*** DATASET EXCERPT ***

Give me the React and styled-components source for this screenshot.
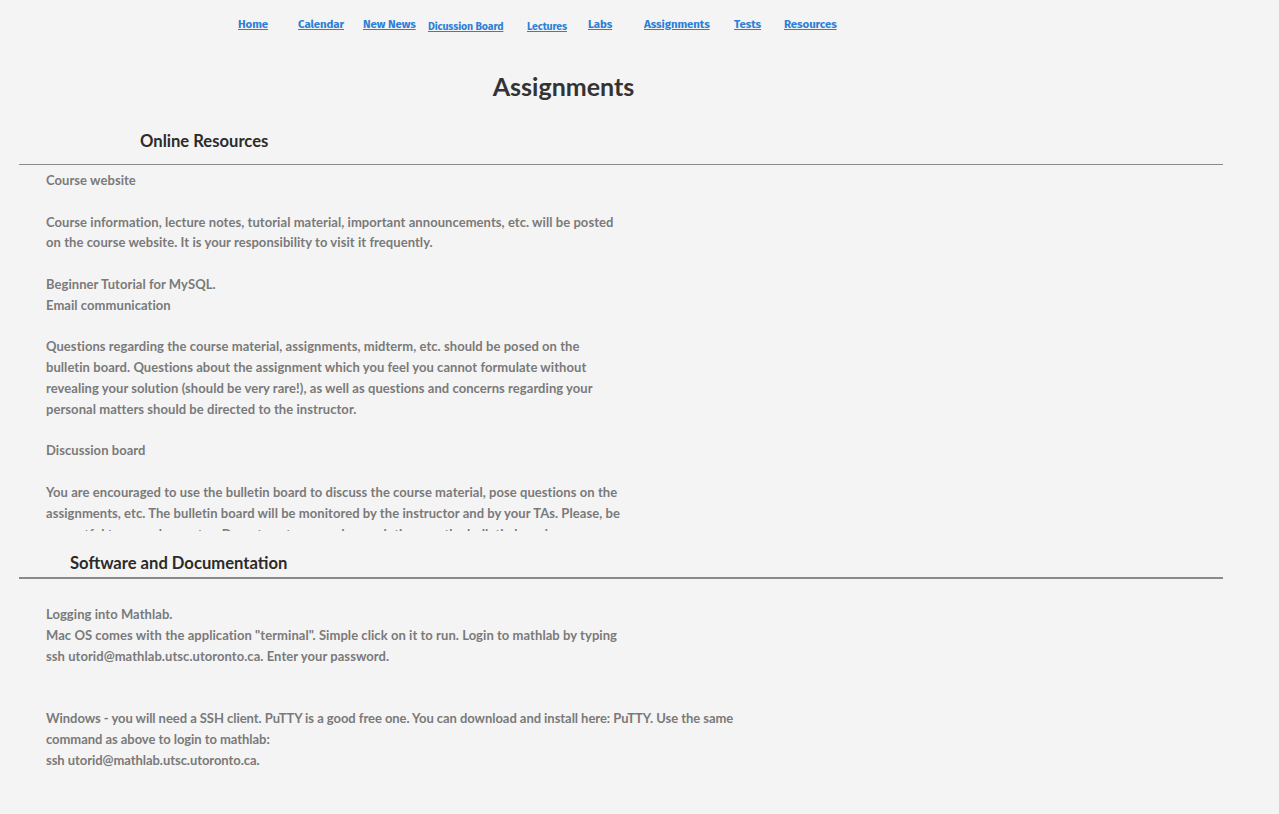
import React from "react";
import styled, { createGlobalStyle } from "styled-components";

const GlobalStyle = createGlobalStyle`
  html, body {
    margin: 0;
    padding: 0;
    background: #f4f4f4;
    font-family: Lato, "Open Sans", sans-serif;
  }
`;

const links = [
  { label: "Home", w: 60 },
  { label: "Calendar", w: 65 },
  { label: "New News", w: 65 },
  { label: "Dicussion Board", w: 99, small: true },
  { label: "Lectures", w: 61, small: true },
  { label: "Labs", w: 56 },
  { label: "Assignments", w: 90 },
  { label: "Tests", w: 50 },
  { label: "Resources", w: 60 },
];

export default function App() {
  return (
    <Page>
      <GlobalStyle />
      <Nav>
        {links.map((l) => (
          <NavItem key={l.label} $w={l.w} $small={l.small}>
            <a href="#">{l.label}</a>
          </NavItem>
        ))}
      </Nav>
      <Title>Assignments</Title>

      <SectionHead $indent={121} $top={27} $h={35}>Online Resources</SectionHead>
      <Rule $thick={1} />
      <ScrollBox>
        <p>
          Course website
          <br />
          <br />
          Course information, lecture notes, tutorial material, important
          announcements, etc. will be posted on the course website. It is your
          responsibility to visit it frequently.
          <br />
          <br />
          Beginner Tutorial for MySQL.
          <br />
          Email communication
          <br />
          <br />
          Questions regarding the course material, assignments, midterm, etc.
          should be posed on the bulletin board. Questions about the assignment
          which you feel you cannot formulate without revealing your solution
          (should be very rare!), as well as questions and concerns regarding
          your personal matters should be directed to the instructor.
          <br />
          <br />
          Discussion board
          <br />
          <br />
          You are encouraged to use the bulletin board to discuss the course
          material, pose questions on the assignments, etc. The bulletin board
          will be monitored by the instructor and by your TAs. Please, be
          respectful to your classmates. Do not post your code or solutions on
          the bulletin board.
        </p>
      </ScrollBox>

      <SectionHead $indent={51} $top={20} $h={26}>Software and Documentation</SectionHead>
      <Rule $thick={2} />
      <Body>
        <p>
          Logging into Mathlab.
          <br />
          Mac OS comes with the application "terminal". Simple click on it to
          run. Login to mathlab by typing
          <br />
          ssh utorid@mathlab.utsc.utoronto.ca. Enter your password.
          <br />
          <br />
          <br />
        </p>
        <Wide>
          Windows - you will need a SSH client. PuTTY is a good free one. You can
          download and install here: PuTTY. Use the same command as above to
          login to mathlab:
          <br />
          ssh utorid@mathlab.utsc.utoronto.ca.
        </Wide>
      </Body>
    </Page>
  );
}

const Page = styled.div`
  width: 1279px;
  min-height: 814px;
  padding: 0 56px 0 19px;
  box-sizing: border-box;
`;

const Nav = styled.ul`
  display: flex;
  align-items: flex-start;
  list-style: none;
  margin: 0;
  padding: 12px 0 0 219px;
  height: 28px;
`;

const NavItem = styled.li`
  width: ${(p) => p.$w}px;
  padding-top: ${(p) => (p.$small ? "2px" : "0")};
  a {
    color: #2d7fd6;
    font-family: "Fira Sans", "Open Sans", sans-serif;
    font-weight: 700;
    font-size: ${(p) => (p.$small ? "10.5px" : "11.5px")};
    letter-spacing: -0.1px;
    text-decoration: underline;
  }
`;

const Title = styled.h1`
  margin: 30px 0 0 0;
  padding-right: 115px;
  text-align: center;
  font-size: 25px;
  font-weight: 700;
  color: #333;
  line-height: 32px;
`;

const SectionHead = styled.h3`
  margin: ${(p) => p.$top}px 0 0 ${(p) => p.$indent}px;
  font-size: 16.6px;
  font-weight: 700;
  color: #2b2b2b;
  line-height: 24px;
  height: ${(p) => p.$h}px;
`;

const Rule = styled.hr`
  margin: 0;
  border: none;
  border-top: ${(p) => p.$thick}px solid #8a8a8a;
`;

const textStyle = `
  font-size: 13px;
  line-height: 20.8px;
  color: #7a7a7a;
  font-weight: 700;
  letter-spacing: 0.06px;
`;

const ScrollBox = styled.div`
  height: 366px;
  overflow: hidden;
  padding: 5px 0 0 27px;
  box-sizing: border-box;
  p {
    margin: 0;
    width: 580px;
    ${textStyle}
  }
`;

const Body = styled.div`
  padding: 25px 0 0 27px;
  p {
    margin: 0;
    width: 580px;
    ${textStyle}
  }
`;

const Wide = styled.p`
  && {
    width: 700px;
    letter-spacing: -0.05px;
  }
`;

***

Up to and including the line with "<Title>Assignments</Title>", copy the data above from its first line. Skip pictures.

Give me the React and styled-components source for this screenshot.
import React from "react";
import styled, { createGlobalStyle } from "styled-components";

const GlobalStyle = createGlobalStyle`
  html, body {
    margin: 0;
    padding: 0;
    background: #f4f4f4;
    font-family: Lato, "Open Sans", sans-serif;
  }
`;

const links = [
  { label: "Home", w: 60 },
  { label: "Calendar", w: 65 },
  { label: "New News", w: 65 },
  { label: "Dicussion Board", w: 99, small: true },
  { label: "Lectures", w: 61, small: true },
  { label: "Labs", w: 56 },
  { label: "Assignments", w: 90 },
  { label: "Tests", w: 50 },
  { label: "Resources", w: 60 },
];

export default function App() {
  return (
    <Page>
      <GlobalStyle />
      <Nav>
        {links.map((l) => (
          <NavItem key={l.label} $w={l.w} $small={l.small}>
            <a href="#">{l.label}</a>
          </NavItem>
        ))}
      </Nav>
      <Title>Assignments</Title>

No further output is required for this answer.